Reply with one number only: the count of lines below that contain the word "styles".

#### Supplied data

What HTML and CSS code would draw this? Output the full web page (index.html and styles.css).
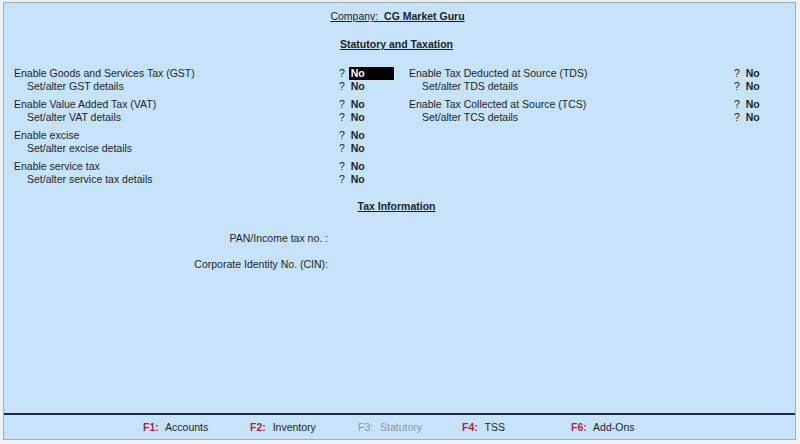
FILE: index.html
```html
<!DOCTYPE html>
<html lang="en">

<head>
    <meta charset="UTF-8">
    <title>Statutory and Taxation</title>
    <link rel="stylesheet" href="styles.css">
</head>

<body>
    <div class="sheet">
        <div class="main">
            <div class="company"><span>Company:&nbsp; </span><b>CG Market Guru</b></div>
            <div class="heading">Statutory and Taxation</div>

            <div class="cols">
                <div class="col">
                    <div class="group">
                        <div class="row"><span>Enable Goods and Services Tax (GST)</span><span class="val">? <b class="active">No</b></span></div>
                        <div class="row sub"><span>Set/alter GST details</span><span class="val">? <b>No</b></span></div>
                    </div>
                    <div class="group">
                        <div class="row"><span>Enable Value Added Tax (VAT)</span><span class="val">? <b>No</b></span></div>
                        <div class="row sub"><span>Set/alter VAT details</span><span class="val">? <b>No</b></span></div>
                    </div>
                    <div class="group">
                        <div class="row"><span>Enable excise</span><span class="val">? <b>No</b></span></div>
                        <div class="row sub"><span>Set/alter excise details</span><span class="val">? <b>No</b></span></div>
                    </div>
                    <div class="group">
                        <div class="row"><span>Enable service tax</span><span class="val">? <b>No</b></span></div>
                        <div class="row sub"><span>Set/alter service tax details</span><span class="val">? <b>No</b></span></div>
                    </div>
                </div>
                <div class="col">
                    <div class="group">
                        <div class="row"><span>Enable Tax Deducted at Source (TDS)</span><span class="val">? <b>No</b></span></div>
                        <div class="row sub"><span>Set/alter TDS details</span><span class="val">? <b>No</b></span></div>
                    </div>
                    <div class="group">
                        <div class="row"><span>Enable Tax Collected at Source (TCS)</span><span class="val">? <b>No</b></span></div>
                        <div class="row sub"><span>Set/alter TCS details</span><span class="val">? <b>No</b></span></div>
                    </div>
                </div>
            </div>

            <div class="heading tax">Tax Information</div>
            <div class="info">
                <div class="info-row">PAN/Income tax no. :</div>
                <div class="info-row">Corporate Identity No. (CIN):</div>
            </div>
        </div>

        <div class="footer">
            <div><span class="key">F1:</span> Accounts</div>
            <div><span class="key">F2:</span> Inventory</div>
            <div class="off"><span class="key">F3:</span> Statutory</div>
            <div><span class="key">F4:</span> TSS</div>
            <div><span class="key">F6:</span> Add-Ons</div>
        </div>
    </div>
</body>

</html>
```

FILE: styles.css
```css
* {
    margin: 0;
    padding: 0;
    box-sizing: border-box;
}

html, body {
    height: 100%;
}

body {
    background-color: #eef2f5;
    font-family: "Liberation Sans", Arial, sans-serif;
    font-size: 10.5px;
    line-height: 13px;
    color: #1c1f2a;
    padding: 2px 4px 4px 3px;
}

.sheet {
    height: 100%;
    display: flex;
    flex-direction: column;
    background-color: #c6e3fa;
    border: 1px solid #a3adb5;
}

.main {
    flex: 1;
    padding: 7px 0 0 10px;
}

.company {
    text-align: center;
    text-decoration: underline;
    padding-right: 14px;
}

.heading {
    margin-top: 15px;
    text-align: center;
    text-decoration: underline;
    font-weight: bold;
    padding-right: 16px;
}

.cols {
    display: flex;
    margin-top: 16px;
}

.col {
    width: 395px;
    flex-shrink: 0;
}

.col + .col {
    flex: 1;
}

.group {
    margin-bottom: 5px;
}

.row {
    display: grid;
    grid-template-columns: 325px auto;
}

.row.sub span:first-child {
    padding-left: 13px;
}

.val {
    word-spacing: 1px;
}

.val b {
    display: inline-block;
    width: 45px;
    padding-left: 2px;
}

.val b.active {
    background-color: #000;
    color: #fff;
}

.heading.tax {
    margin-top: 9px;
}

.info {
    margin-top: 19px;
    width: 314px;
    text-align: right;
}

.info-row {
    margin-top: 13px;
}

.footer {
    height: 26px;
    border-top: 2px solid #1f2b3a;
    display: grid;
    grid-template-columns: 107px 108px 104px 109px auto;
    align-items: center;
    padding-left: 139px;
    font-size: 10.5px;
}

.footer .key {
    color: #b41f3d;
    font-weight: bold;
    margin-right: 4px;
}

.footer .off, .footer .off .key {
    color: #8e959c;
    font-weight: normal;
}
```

########

» The solution: 3